Hardening Attack Surfaces with Formally Proven Binary Format Parsers

Nikhil Swamy (RiSE: Research in Software Engineering, Microsoft Research, Redmond, WA, USA)
Tahina Ramananandro (RiSE)
Aseem Rastogi (Microsoft Research, Bengaluru, Karnataka, India)
Irina Spiridonova (MSR Central Engineering, Microsoft Research, Redmond, WA, USA)
Haobin Ni (Department of Computer Science, Cornell University, Ithaca, NY, USA)
Dmitry Malloy (Microsoft, Redmond, WA, USA)
Juan Vazquez (Microsoft)
Michael Tang (Microsoft)
Omar Cardona (Microsoft)
Arti Gupta (Microsoft)

PLDI 2022

Final version at the ACM Digital Library
Presentation by Tahina Ramananandro at PLDI 2022
- PDF Slides
Paper preprint
GitHub repository (EverParse)

With an eye toward performance, interoperability, or legacy concerns, low-level system software often must parse binary encoded data formats. Few tools are available for this task, especially since the formats involve a mixture of arithmetic and data dependence, beyond what can be handled by typical parser generators. As such, parsers are written by hand in languages like C, with inevitable errors leading to security vulnerabilities.
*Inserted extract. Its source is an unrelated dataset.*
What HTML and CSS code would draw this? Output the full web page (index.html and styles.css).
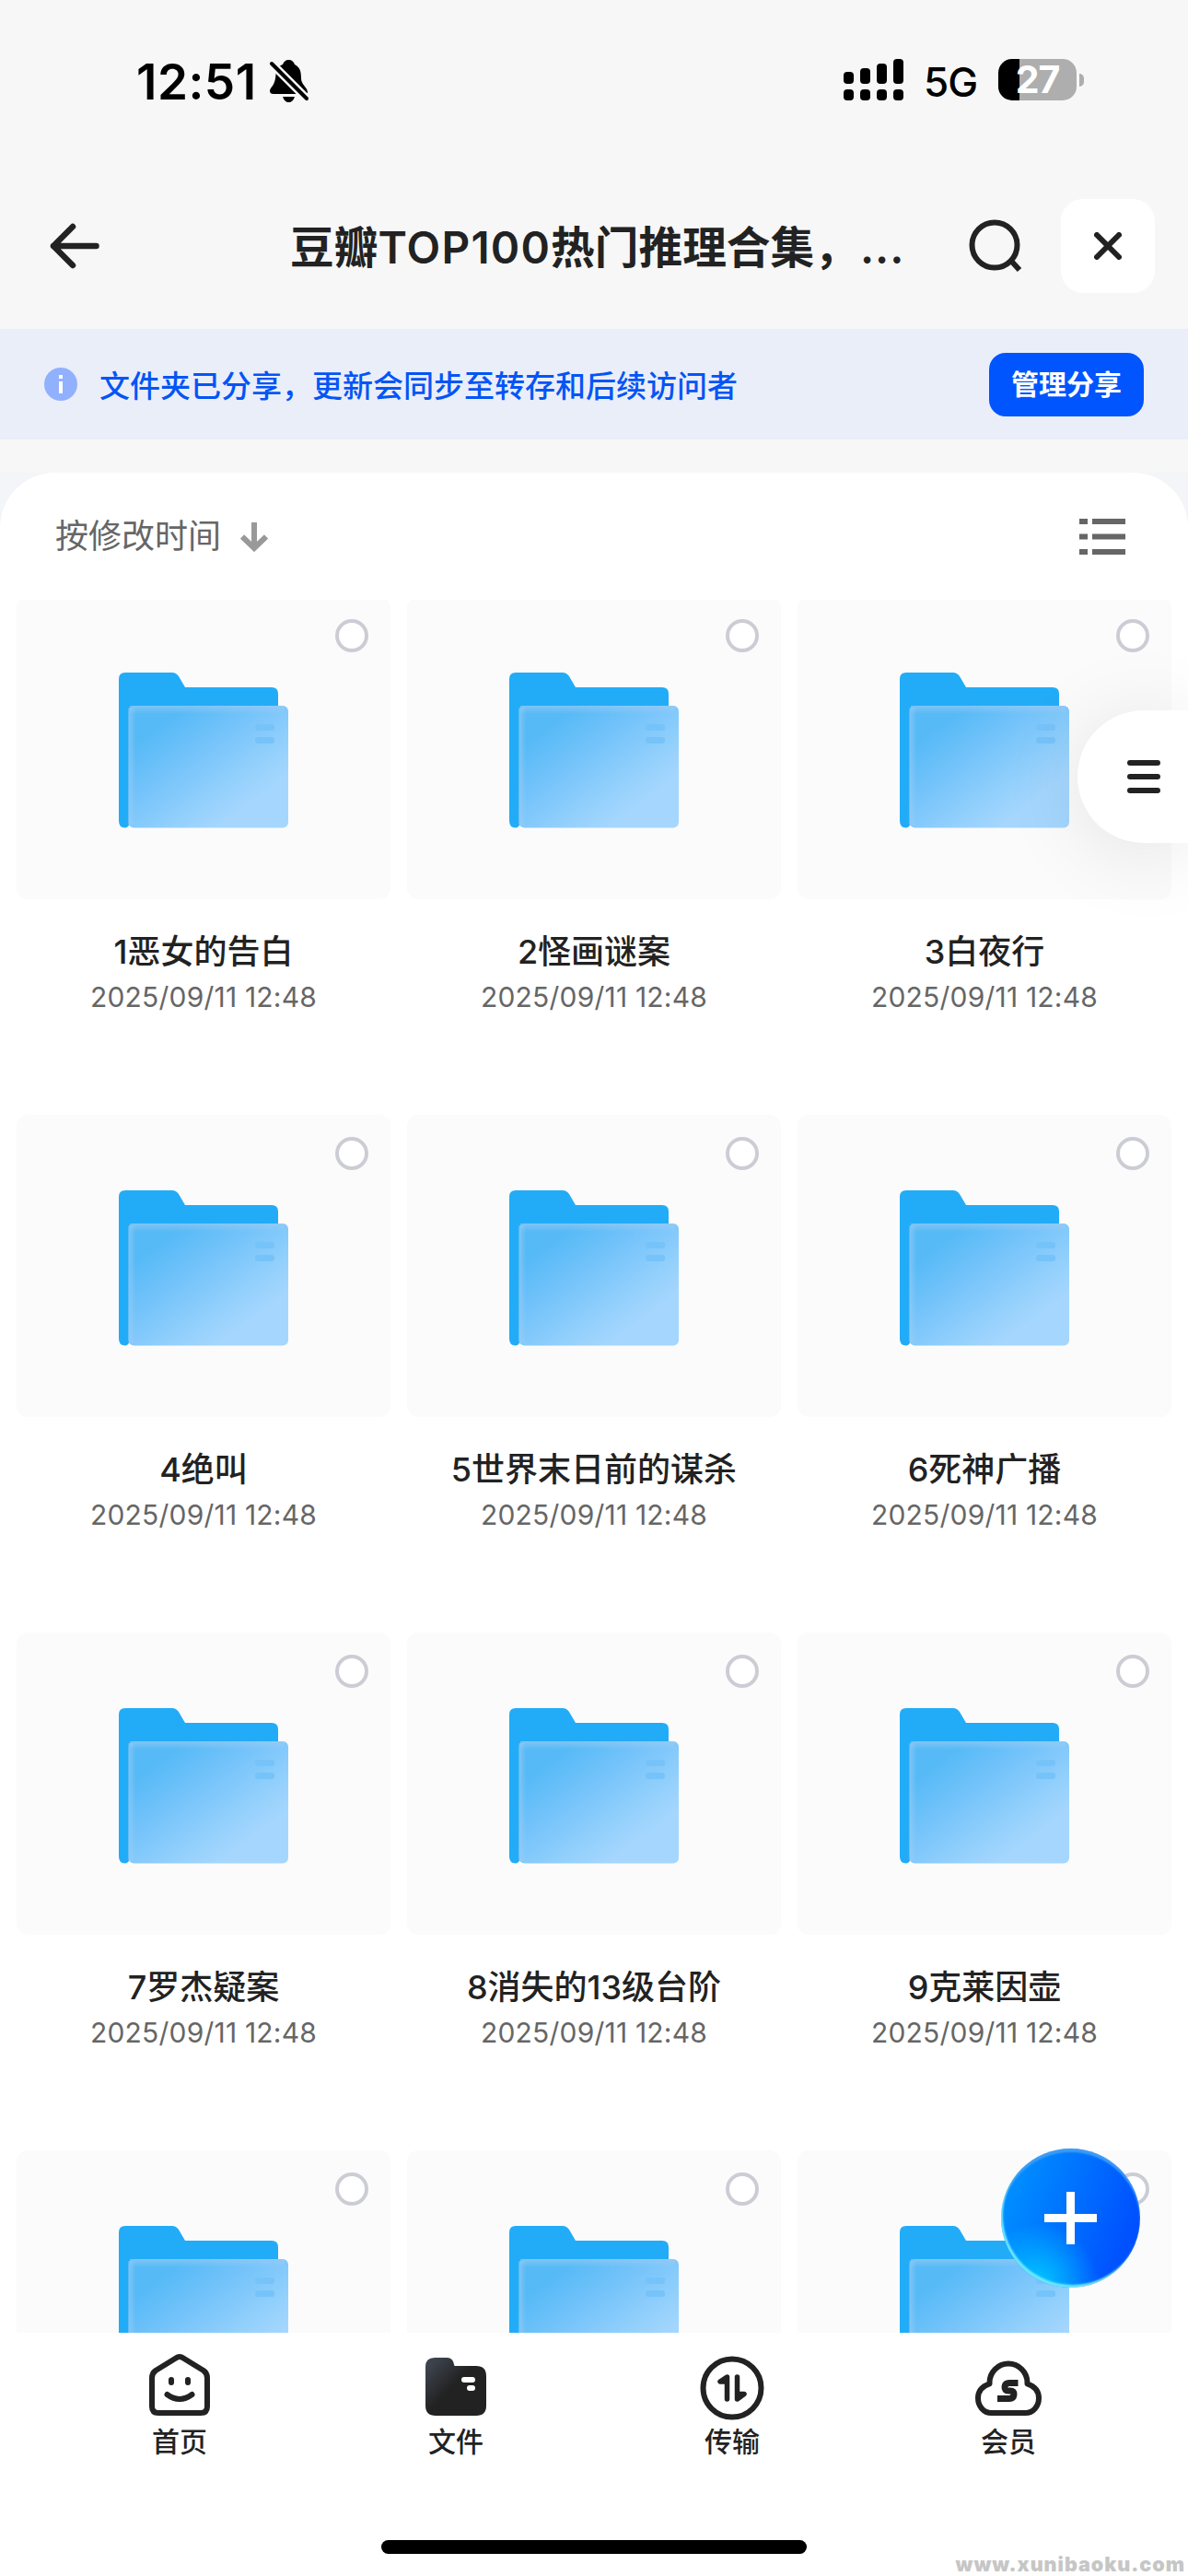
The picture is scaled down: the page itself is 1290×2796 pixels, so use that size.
FILE: index.html
```html
<!DOCTYPE html>
<html lang="zh-CN">
<head>
<meta charset="utf-8">
<title>豆瓣TOP100热门推理合集</title>
<link rel="stylesheet" href="styles.css">
</head>
<body>
<svg class="defs" width="0" height="0" aria-hidden="true">
  <defs>
    <linearGradient id="front" x1="0.08" y1="0.15" x2="0.85" y2="0.95">
      <stop offset="0.08" stop-color="#56baf6"/>
      <stop offset="0.36" stop-color="#74c3fa"/>
      <stop offset="0.66" stop-color="#93d0fc"/>
      <stop offset="0.84" stop-color="#a4d6fe"/>
      <stop offset="1" stop-color="#a4d6fe"/>
    </linearGradient>
    <linearGradient id="edgeLeft" x1="0" y1="0" x2="1" y2="0">
      <stop offset="0" stop-color="#a4cdf4" stop-opacity=".55"/>
      <stop offset="1" stop-color="#a4cdf4" stop-opacity="0"/>
    </linearGradient>
    <linearGradient id="edgeTop" x1="0" y1="0" x2="0" y2="1">
      <stop offset="0" stop-color="#a4cdf4" stop-opacity=".55"/>
      <stop offset="1" stop-color="#a4cdf4" stop-opacity="0"/>
    </linearGradient>
    <symbol id="folder" viewBox="0 0 184 169">
      <path fill="#22acf8" d="M7 0H58Q62 0 65 4L72 16H166Q173 16 173 23V160H14Q11 168.500 7 168.500Q0 168.500 0 161V7Q0 0 7 0Z"/>
      <rect x="10.500" y="36" width="173.500" height="132.500" rx="6" fill="url(#front)"/>
      <rect x="10.500" y="38" width="8" height="128" fill="url(#edgeLeft)"/>
      <rect x="12" y="36" width="168" height="9" fill="url(#edgeTop)"/>
      <rect x="148" y="56" width="21" height="7" rx="3" fill="#76c3f9"/>
      <rect x="148" y="70" width="21" height="7" rx="3" fill="#76c3f9"/>
    </symbol>
  </defs>
</svg>
<div class="screen">
  <header class="status">
    <span class="time">12:51</span>
    <svg class="bell" viewBox="0 0 42 46">
      <path d="M20.500 0C24 0 26 2 27 5C33 8 34 13 34 20C34 27 41 30 41 35Q41 37 38 37H4Q0 37 0 33.500C0 30 6 28 6.500 16C6.500 10 9 7 14 5C15 2 17 0 20.500 0Z"/>
      <path d="M14 40H27Q25 46 20.500 46Q16 46 14 40Z"/>
      <path class="cut" d="M2 4L41 43"/>
      <path class="slash" d="M2 4L40 42"/>
    </svg>
    <div class="status-right">
      <svg class="signal" viewBox="0 0 65 45">
        <rect x="0" y="14" width="11" height="13" rx="4"/><rect x="18" y="10" width="11" height="17" rx="4"/><rect x="36" y="5" width="11" height="22" rx="4"/><rect x="54" y="0" width="11" height="27" rx="4"/>
        <rect x="0" y="33" width="11" height="12" rx="4"/><rect x="18" y="33" width="11" height="12" rx="4"/><rect x="36" y="33" width="11" height="12" rx="4"/><rect x="54" y="33" width="11" height="12" rx="4"/>
      </svg>
      <span class="net">5G</span>
      <span class="battery">27</span>
      <span class="nub"></span>
    </div>
  </header>
  <div class="titlebar">
    <svg class="back" viewBox="0 0 54 50"><path d="M25 4L4 25L25 46M4 25H50.500"/></svg>
    <h1 class="title">豆瓣<span class="latin">TOP100</span>热门推理合集，<span class="dots">...</span></h1>
    <svg class="search" viewBox="0 0 60 60"><circle cx="28" cy="28" r="24.500"/><path d="M44 43L55 55"/></svg>
    <span class="close"><svg viewBox="0 0 30 30"><path d="M3 3L27 27M27 3L3 27"/></svg></span>
  </div>
  <div class="banner">
    <svg class="info" viewBox="0 0 36 36"><circle cx="18" cy="18" r="18"/><path d="M16 8H20V12H16ZM16 15H20V28H16Z"/></svg>
    <p class="notice">文件夹已分享，更新会同步至转存和后续访问者</p>
    <span class="manage">管理分享</span>
  </div>
  <main class="backdrop">
    <section class="panel">
      <div class="toolbar">
        <span class="sort">按修改时间</span>
        <svg class="down" viewBox="0 0 30 32"><path d="M15 0V28M2 15.500L15 28L28 15.500"/></svg>
        <svg class="list" viewBox="0 0 50 39"><path d="M0 3H9M14 3H50M0 19.500H9M14 19.500H50M0 36H9M14 36H50"/></svg>
      </div>
      <div class="files">
        <div class="grid">
          <article class="item"><div class="card"><i class="radio"></i><svg class="folder"><use href="#folder"/></svg></div><h2 class="name">1恶女的告白</h2><p class="date">2025/09/11 12:48</p></article>
          <article class="item"><div class="card"><i class="radio"></i><svg class="folder"><use href="#folder"/></svg></div><h2 class="name">2怪画谜案</h2><p class="date">2025/09/11 12:48</p></article>
          <article class="item"><div class="card"><i class="radio"></i><svg class="folder"><use href="#folder"/></svg></div><h2 class="name">3白夜行</h2><p class="date">2025/09/11 12:48</p></article>
          <article class="item"><div class="card"><i class="radio"></i><svg class="folder"><use href="#folder"/></svg></div><h2 class="name">4绝叫</h2><p class="date">2025/09/11 12:48</p></article>
          <article class="item"><div class="card"><i class="radio"></i><svg class="folder"><use href="#folder"/></svg></div><h2 class="name">5世界末日前的谋杀</h2><p class="date">2025/09/11 12:48</p></article>
          <article class="item"><div class="card"><i class="radio"></i><svg class="folder"><use href="#folder"/></svg></div><h2 class="name">6死神广播</h2><p class="date">2025/09/11 12:48</p></article>
          <article class="item"><div class="card"><i class="radio"></i><svg class="folder"><use href="#folder"/></svg></div><h2 class="name">7罗杰疑案</h2><p class="date">2025/09/11 12:48</p></article>
          <article class="item"><div class="card"><i class="radio"></i><svg class="folder"><use href="#folder"/></svg></div><h2 class="name">8消失的13级台阶</h2><p class="date">2025/09/11 12:48</p></article>
          <article class="item"><div class="card"><i class="radio"></i><svg class="folder"><use href="#folder"/></svg></div><h2 class="name">9克莱因壶</h2><p class="date">2025/09/11 12:48</p></article>
          <article class="item"><div class="card"><i class="radio"></i><svg class="folder"><use href="#folder"/></svg></div></article>
          <article class="item"><div class="card"><i class="radio"></i><svg class="folder"><use href="#folder"/></svg></div></article>
          <article class="item"><div class="card"><i class="radio"></i><svg class="folder"><use href="#folder"/></svg></div></article>
        </div>
      </div>
    </section>
  </main>
  <nav class="tabs">
    <a class="tab"><svg viewBox="0 0 72 72">
      <path class="line" d="M32 6.500Q36 3.500 40 6.500L62 20Q66 23 66 28V59Q66 66 59 66H13Q6 66 6 59V28Q6 23 10 20Z"/>
      <path class="line" d="M27 30V33M45 30V33M22.500 46Q36 56 49.500 46"/></svg><span>首页</span></a>
    <a class="tab"><svg viewBox="0 0 72 72">
      <defs><linearGradient id="dark" x1="0" y1="0.100" x2="0.550" y2="0.600"><stop offset="0.100" stop-color="#3d434d"/><stop offset="0.800" stop-color="#222"/></linearGradient></defs>
      <path fill="url(#dark)" d="M13 6H26Q31 6 33 10L34.500 15H58Q69 15 69 26V58Q69 69 58 69H14Q3 69 3 58V16Q3 6 13 6Z"/>
      <rect x="42" y="27" width="15" height="6" rx="3" fill="#fff"/><rect x="48" y="36" width="9" height="6" rx="3" fill="#fff"/></svg><span>文件</span></a>
    <a class="tab"><svg viewBox="0 0 72 72">
      <circle class="line" cx="36" cy="39" r="31.500"/>
      <path class="arrows" d="M30.500 51V27L23 32H30.500M41.500 27V51L49 45.500H41.500"/></svg><span>传输</span></a>
    <a class="tab"><svg viewBox="0 0 72 72">
      <path class="line" d="M17.500 66H54.500C63 66 69 58.500 69 50C69 42 64.500 37 56.500 34.500V33A20.500 20.500 0 0 0 15.500 33V34.500C7.500 37 3 42 3 50C3 58.500 9 66 17.500 66Z"/>
      <path class="mark" d="M46.500 33.500H37Q32.500 33.500 32 37.500Q31.500 42 36 42H38Q42.500 42 42 46Q41.500 50.500 37 50.500H24"/></svg><span>会员</span></a>
  </nav>
  <div class="home-bar"></div>
  <div class="side-pill"><svg viewBox="0 0 36 36"><path d="M3 3H33M3 18H33M3 33H33"/></svg></div>
  <div class="fab"><svg viewBox="0 0 57 57"><path d="M28.500 0V57M0 28.500H57"/></svg></div>
  <div class="watermark">www.xunibaoku.com</div>
</div>
</body>
</html>
```

FILE: styles.css
```css
* { box-sizing: border-box; margin: 0; padding: 0; }
body { background: #fff; font-family: Inter, "Noto Sans CJK SC", sans-serif; color: #222; }
svg { display: block; flex: none; }
.defs { position: absolute; }
.screen { position: relative; width: 1290px; height: 2796px; overflow: hidden; display: flex; flex-direction: column; background: #f7f7f7; }

.status { height: 177px; padding: 64px 113px 0 148px; display: flex; align-items: flex-start; color: #000; }
.time { font-size: 53px; line-height: 50px; font-weight: 600; width: 143px; letter-spacing: 0.5px; white-space: nowrap; }
.bell { width: 42px; height: 46px; margin: 1px 0 0 2px; overflow: visible; }
.bell .cut { stroke: #f7f7f7; stroke-width: 9; }
.bell .slash { stroke: #000; stroke-width: 4; stroke-linecap: round; }
.status-right { margin-left: auto; display: flex; align-items: center; height: 45px; }
.signal { width: 65px; height: 45px; }
.net { width: 103px; padding-left: 22px; font-size: 44px; line-height: 45px; padding-top: 6px; letter-spacing: -1px; font-weight: 450; }
.battery { width: 85px; height: 45px; border-radius: 15px; background: linear-gradient(90deg, #000 23px, #aeaeae 23px); color: #fff; font-size: 41px; line-height: 45px; font-weight: 700; text-align: center; letter-spacing: -1px; }
.nub { width: 5px; height: 14px; margin-left: 3px; border-radius: 0 5px 5px 0; background: #aeaeae; }

.titlebar { height: 180px; padding: 0 36px 0 54px; display: flex; align-items: center; }
.back { width: 54px; height: 50px; fill: none; stroke: #222; stroke-width: 6.5; stroke-linecap: round; stroke-linejoin: round; }
.title { margin-left: 207px; width: 700px; padding-top: 3px; font-size: 47.7px; line-height: 60px; font-weight: 600; white-space: nowrap; }
.latin { letter-spacing: 1.2px; }
.dots { margin-left: 2px; letter-spacing: 1px; }
.search { width: 60px; height: 60px; margin-left: 37px; margin-top: 1px; fill: none; stroke: #222; stroke-width: 6; }
.close { width: 102px; height: 102px; margin-left: auto; border-radius: 24px; background: #fff; display: grid; place-items: center; }
.close svg { width: 30px; height: 30px; stroke: #222; stroke-width: 6; stroke-linecap: round; }

.banner { height: 120px; padding: 0 48px; display: flex; align-items: center; background: #eaeef9; }
.info { width: 36px; height: 36px; }
.info circle { fill: #91b1ff; }
.info path { fill: #fff; }
.notice { margin-left: 24px; padding-top: 4px; font-size: 33px; line-height: 48px; font-weight: 500; color: #0455f5; white-space: nowrap; }
.manage { margin-left: auto; width: 168px; height: 69px; border-radius: 18px; background: #0155ff; color: #fff; font-size: 30px; font-weight: 700; line-height: 68px; text-align: center; }

.backdrop { height: 2019px; margin-top: 36px; background: #f4f5f8; }
.panel { height: 100%; background: #fff; border-radius: 60px 60px 0 0; }
.toolbar { height: 138px; padding: 0 68px 0 60px; display: flex; align-items: center; }
.sort { font-size: 36px; line-height: 48px; color: #666; }
.down { width: 30px; height: 32px; margin-left: 21px; margin-top: 2px; fill: none; stroke: #999; stroke-width: 6; }
.list { width: 50px; height: 39px; margin-left: auto; stroke: #666; stroke-width: 6; }
.files { height: 1881px; overflow: hidden; }
.grid { margin-top: -3px; padding: 0 18px; display: grid; grid-template-columns: repeat(3, 406px); grid-auto-rows: 562px; column-gap: 18px; }
.item { text-align: center; }
.card { position: relative; height: 328px; border-radius: 12px; background: #fbfbfc; padding-top: 82px; }
.radio { position: absolute; top: 24px; right: 24px; width: 36px; height: 36px; border: 4px solid #cccdd4; border-radius: 50%; background: #fff; }
.folder { width: 184px; height: 169px; margin: 0 auto; }
.name { margin-top: 32px; font-size: 36px; line-height: 50px; font-weight: 500; white-space: nowrap; }
.date { margin-top: 4px; font-size: 30px; line-height: 40px; letter-spacing: 0.2px; color: #666; white-space: nowrap; }

.tabs { height: 225px; padding: 21px 45px 0; display: flex; background: #fff; }
.tab { width: 300px; display: flex; flex-direction: column; align-items: center; font-size: 30px; line-height: 44px; font-weight: 500; }
.tab svg { width: 72px; height: 72px; margin-bottom: 3px; overflow: visible; }
.line { fill: none; stroke: #222; stroke-width: 6; stroke-linecap: round; stroke-linejoin: round; }
.arrows { fill: #222; stroke: #222; stroke-width: 5.5; stroke-linecap: round; stroke-linejoin: round; }
.mark { fill: none; stroke: #222; stroke-width: 7; }
.home-bar { height: 39px; background: #fff; }
.home-bar::before { content: ""; display: block; width: 462px; height: 15px; margin: 0 auto; border-radius: 8px; background: #000; }

.side-pill { position: absolute; top: 771px; right: 0; width: 120px; height: 144px; border-radius: 72px 0 0 72px; background: #fff; box-shadow: 0 9px 90px rgba(0,0,0,.1); display: flex; align-items: center; padding-left: 54px; }
.side-pill svg { width: 36px; height: 36px; stroke: #222; stroke-width: 6; stroke-linecap: round; }
.fab { position: absolute; left: 1087px; top: 2332px; width: 151px; height: 151px; border-radius: 50%; display: grid; place-items: center; background: radial-gradient(circle at 26% 98%, #00c8ff 0, rgba(0,190,255,0) 36%), linear-gradient(110deg, #008cff 15%, #0050ff 85%); box-shadow: inset 2px -3px 2px #6be6ff, inset 0 4px 2px #3d9cf5; }
.fab svg { width: 57px; height: 57px; stroke: #fff; stroke-width: 9; }
.watermark { position: absolute; right: 3px; top: 2770px; font: 900 21.5px/26px Inter, sans-serif; letter-spacing: 1px; color: #c6c6c6; white-space: nowrap; }
```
Addressing this need, we present EverParse3D, a parser generator for binary message formats that yields performant C code backed by fully automated formal proofs of memory safety, arithmetic safety, functional correctness, and even double-fetch freedom to prevent certain kinds of time-of check/time-of-use errors. This allows systems developers to specify their message formats declaratively and to integrate correct-by-construction C code into their applications, eliminating several classes of bugs.

EverParse3D has been in use in the Windows kernel for the past year. Applied primarily to the Hyper-V network virtualization stack, the formats of nearly 100 different messages spanning four protocols have been specified in EverParse3D and the resulting formally proven parsers have replaced prior handwritten code. We report on our experience in detail.